It’s no secret that YouTube is a great social network for video, though its value is slowly being overshadowed by Facebook. The thing is, there’s absolutely nothing stopping you from using both platforms for video. Too many people are setting YouTube aside because the results are mediocre, never realizing that a few simple tweaks to their videos and their channel will boost the traffic they see from the site a hundred fold.
Before you launch a new business, you investigate the market and look for demand. Before you write a new blog post, you search for a topic you think will perform well and keep people interested. Why would you do anything different when producing videos? In fact, video takes so much more effort than a blog post, you’d be crazy to go into it without research.
The first thing you need to do is come up with a general topic for your video. Once you have that topic, you can come up with a list of keywords that might go along with that topic.
Once you have a list of keywords, run searches on both YouTube and Google. On YouTube, you’re looking for competition. If the competition is slim, you might have a good niche to jump into. If the competition is fierce, you need to make sure you have what it takes to be competitive.
When you search for your video keywords on Google, you’re looking to see if the search results include videos. If not, you might end up as the only video result, which can be highly beneficial. If there are video results, make sure yours will be better, so you can outrank theirs.
Once you have an idea for a video and a keyword to target, you can move on to producing the video itself.
There’s a lot to consider with your video production.
The Script – When you’re writing a script for your video, you need to make sure it’s conversational, not too formal. Just reading a blog post aloud doesn’t quite work. Videos tend to benefit from a casual style. Don’t forget to save a final copy of the script to upload as a transcript!

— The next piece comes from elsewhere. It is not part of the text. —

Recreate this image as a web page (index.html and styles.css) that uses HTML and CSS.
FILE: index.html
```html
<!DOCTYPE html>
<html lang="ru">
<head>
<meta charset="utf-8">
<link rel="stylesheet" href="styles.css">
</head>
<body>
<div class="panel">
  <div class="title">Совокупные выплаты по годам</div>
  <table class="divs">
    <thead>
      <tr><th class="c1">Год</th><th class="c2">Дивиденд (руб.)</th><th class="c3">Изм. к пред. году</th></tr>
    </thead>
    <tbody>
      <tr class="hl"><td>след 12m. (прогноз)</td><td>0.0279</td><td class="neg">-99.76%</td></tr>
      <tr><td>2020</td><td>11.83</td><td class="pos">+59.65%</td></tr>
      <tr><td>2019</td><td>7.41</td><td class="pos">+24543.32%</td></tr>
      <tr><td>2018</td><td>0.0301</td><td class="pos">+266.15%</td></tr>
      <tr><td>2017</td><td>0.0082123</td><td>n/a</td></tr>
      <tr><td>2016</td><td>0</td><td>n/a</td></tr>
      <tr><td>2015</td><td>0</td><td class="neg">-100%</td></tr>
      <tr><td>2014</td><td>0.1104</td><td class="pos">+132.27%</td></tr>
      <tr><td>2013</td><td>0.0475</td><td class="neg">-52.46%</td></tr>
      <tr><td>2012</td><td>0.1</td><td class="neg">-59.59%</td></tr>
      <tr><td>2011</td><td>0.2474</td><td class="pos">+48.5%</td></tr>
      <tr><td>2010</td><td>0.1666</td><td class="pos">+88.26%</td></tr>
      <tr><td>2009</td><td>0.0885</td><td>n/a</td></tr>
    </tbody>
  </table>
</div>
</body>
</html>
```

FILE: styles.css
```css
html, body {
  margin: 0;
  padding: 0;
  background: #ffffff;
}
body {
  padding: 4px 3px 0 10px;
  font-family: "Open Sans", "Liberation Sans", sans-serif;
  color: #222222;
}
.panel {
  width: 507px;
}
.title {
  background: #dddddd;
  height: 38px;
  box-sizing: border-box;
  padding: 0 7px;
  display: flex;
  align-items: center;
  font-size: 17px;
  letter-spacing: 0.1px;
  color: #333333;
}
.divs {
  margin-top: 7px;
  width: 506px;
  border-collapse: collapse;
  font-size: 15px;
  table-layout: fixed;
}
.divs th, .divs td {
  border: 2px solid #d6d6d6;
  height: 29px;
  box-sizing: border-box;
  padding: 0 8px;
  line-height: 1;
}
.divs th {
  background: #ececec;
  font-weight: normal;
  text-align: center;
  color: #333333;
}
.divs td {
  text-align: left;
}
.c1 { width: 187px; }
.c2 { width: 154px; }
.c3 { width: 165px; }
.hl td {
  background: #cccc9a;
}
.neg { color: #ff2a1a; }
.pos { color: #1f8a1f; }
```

The Video Style – Are you going to shoot video and edit it? Are you going to narrate over still images or a slideshow? Are you going to animate something? These are decisions you need to make based on the actors and software you have on hand. In every case, your video needs to be high quality, HD if possible.

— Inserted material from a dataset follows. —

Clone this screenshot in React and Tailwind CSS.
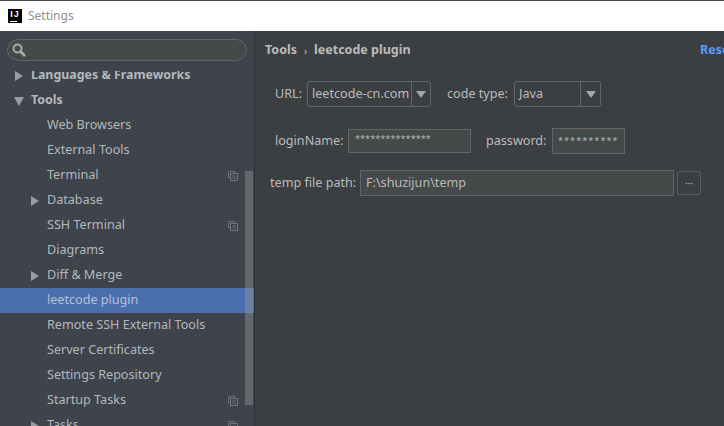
const rows = [
  { label: "Languages & Frameworks", level: 0, bold: true, arrow: "right" },
  { label: "Tools", level: 0, bold: true, arrow: "down" },
  { label: "Web Browsers", level: 1 },
  { label: "External Tools", level: 1 },
  { label: "Terminal", level: 1, copy: true },
  { label: "Database", level: 1, arrow: "right" },
  { label: "SSH Terminal", level: 1, copy: true },
  { label: "Diagrams", level: 1 },
  { label: "Diff & Merge", level: 1, arrow: "right" },
  { label: "leetcode plugin", level: 1, active: true },
  { label: "Remote SSH External Tools", level: 1 },
  { label: "Server Certificates", level: 1 },
  { label: "Settings Repository", level: 1 },
  { label: "Startup Tasks", level: 1, copy: true },
  { label: "Tasks", level: 1, arrow: "right", copy: true },
];

const Arrow = ({ dir }) => (
  <svg width="10" height="10" viewBox="0 0 10 10" className="fill-[#9a9da0]">
    {dir === "down" ? <polygon points="0,1 10,1 5,10" /> : <polygon points="1,0 9,5 1,10" />}
  </svg>
);

const CopyIcon = () => (
  <svg width="10" height="10" viewBox="0 0 10 10" fill="none" stroke="#6f7478" strokeWidth="1">
    <path d="M6.5 2.5V.5H.5v6h2" />
    <rect x="2.5" y="2.5" width="7" height="7" />
    <path d="M4.5 5h3M4.5 7h3" />
  </svg>
);

const TreeRow = ({ row }) => (
  <div className={`relative flex items-center h-[25px] shrink-0 ${row.active ? "bg-[#4b6eaf]" : ""}`}>
    {row.arrow && (
      <span className={`absolute flex ${row.level === 0 ? "left-[14px]" : "left-[30px]"}`}>
        <Arrow dir={row.arrow} />
      </span>
    )}
    <span className={`${row.level === 0 ? "pl-[31px]" : "pl-[47px]"} ${row.bold ? "font-bold text-[12.4px]" : ""} ${row.active ? "text-[#b5c2d6]" : "text-[#b4b8bb]"}`}>
      {row.label}
    </span>
    {row.copy && (
      <span className="absolute left-[228px] flex">
        <CopyIcon />
      </span>
    )}
  </div>
);

const Combo = ({ value, width, textWidth }) => (
  <div className={`flex h-[26px] ${width} border border-[#646464] rounded-[3px] bg-[#3c3f41]`}>
    <div className={`${textWidth} border-r border-[#646464] pl-[4px] leading-[24px] text-[#bbbbbb] overflow-hidden whitespace-nowrap`}>{value}</div>
    <div className="flex-1 flex items-center justify-center">
      <svg width="10" height="7" viewBox="0 0 10 7" className="fill-[#a4a6a8]">
        <polygon points="0,0 10,0 5,7" />
      </svg>
    </div>
  </div>
);

export default function App() {
  return (
    <div className="w-[724px] h-[426px] overflow-hidden flex flex-col bg-[#3c3f41] text-[12.6px] font-['Noto_Sans',sans-serif]">
      {/* title bar */}
      <div className="h-[31px] shrink-0 bg-white border-t border-[#4a4a4a] flex items-center pl-[8px] gap-[6px]">
        <div className="w-[14px] h-[14px] bg-black relative flex justify-center">
          <span className="text-white text-[9px] font-bold leading-[10px] tracking-[1px] font-['Liberation_Sans',sans-serif]">IJ</span>
          <span className="absolute left-[2px] bottom-[1px] w-[7px] h-px bg-white"></span>
        </div>
        <span className="text-[#8f8f8f] text-[12px]">Settings</span>
      </div>

      <div className="flex-1 flex min-h-0">
        {/* sidebar */}
        <div className="relative w-[254px] shrink-0 bg-[#3e434c] flex flex-col">
          <div className="h-[40px] shrink-0 pt-[8px] pl-[7px]">
            <div className="w-[240px] h-[22px] rounded-full border border-[#62666a] bg-[#45494a] flex items-center pl-[4px]">
              <svg width="14" height="14" viewBox="0 0 14 14" fill="none" stroke="#a9abad">
                <circle cx="5.5" cy="5.5" r="4" strokeWidth="2" />
                <path d="M8.5 8.5l4.5 4.5" strokeWidth="2.6" />
              </svg>
            </div>
          </div>
          <div className="flex-1 overflow-hidden">
            <div className="flex flex-col -mt-[8px]">
              {rows.map((row) => (
                <TreeRow key={row.label} row={row} />
              ))}
            </div>
          </div>
          <div className="absolute left-[245px] top-[140px] w-[8px] h-[234px] bg-[#9a9da3]/40"></div>
        </div>
        <div className="w-px shrink-0 bg-[#323232]"></div>

        {/* content */}
        <div className="flex-1 min-w-0 relative overflow-hidden">
          <div className="flex items-center h-[38px] pl-[10px] font-bold text-[12.5px] text-[#bbbbbb]">
            <span>Tools</span>
            <span className="font-normal text-[10px] mx-[7px] pt-[2px]">›</span>
            <span>leetcode plugin</span>
            <span className="absolute left-[445px] text-[#589df6]">Reset</span>
          </div>
          <div className="flex items-center h-[26px] mt-[12px] pl-[20px] text-[#bbbbbb]">
            <span className="w-[32px]">URL:</span>
            <Combo value="leetcode-cn.com" width="w-[124px]" textWidth="w-[104px]" />
            <span className="ml-[16px] w-[67px]">code type:</span>
            <Combo value="Java" width="w-[87px]" textWidth="w-[66px]" />
          </div>
          <div className="flex items-center h-[26px] mt-[21px] pl-[20px] text-[#bbbbbb]">
            <span className="w-[73px]">loginName:</span>
            <div className="w-[123px] h-[24px] border border-[#646464] bg-[#45494a] pl-[6px] leading-[18px] text-[9.2px]">***************</div>
            <span className="ml-[15px] w-[66px]">password:</span>
            <div className="w-[73px] h-[26px] border border-[#646464] bg-[#45494a] pl-[5px] leading-[23px] tracking-[1px] text-[9.2px]">**********</div>
          </div>
          <div className="flex items-center h-[26px] mt-[16px] pl-[15px] text-[#bbbbbb]">
            <span className="w-[90px]">temp file path:</span>
            <div className="w-[314px] h-[26px] border border-[#646464] bg-[#45494a] pl-[5px] leading-[24px]">F:\shuzijun\temp</div>
            <div className="ml-[3px] w-[24px] h-[24px] border border-[#5a5d5f] rounded-[2px] flex items-center justify-center text-[10px] leading-none">···</div>
          </div>
        </div>
      </div>
    </div>
  );
}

The Audio – Your audio needs to be crisp and clean. If the viewer can hear the clicks of a push to talk mic, or static over your audio, or the levels are poorly adjusted, you’re going to lose viewers. When it comes to music, make sure you either have the license to use the music you include, use royalty free music, or make your own music.
The Title – Your title should include your keyword and should be as descriptive as possible, while keeping it short. Long titles will be truncated in search results and do you no good.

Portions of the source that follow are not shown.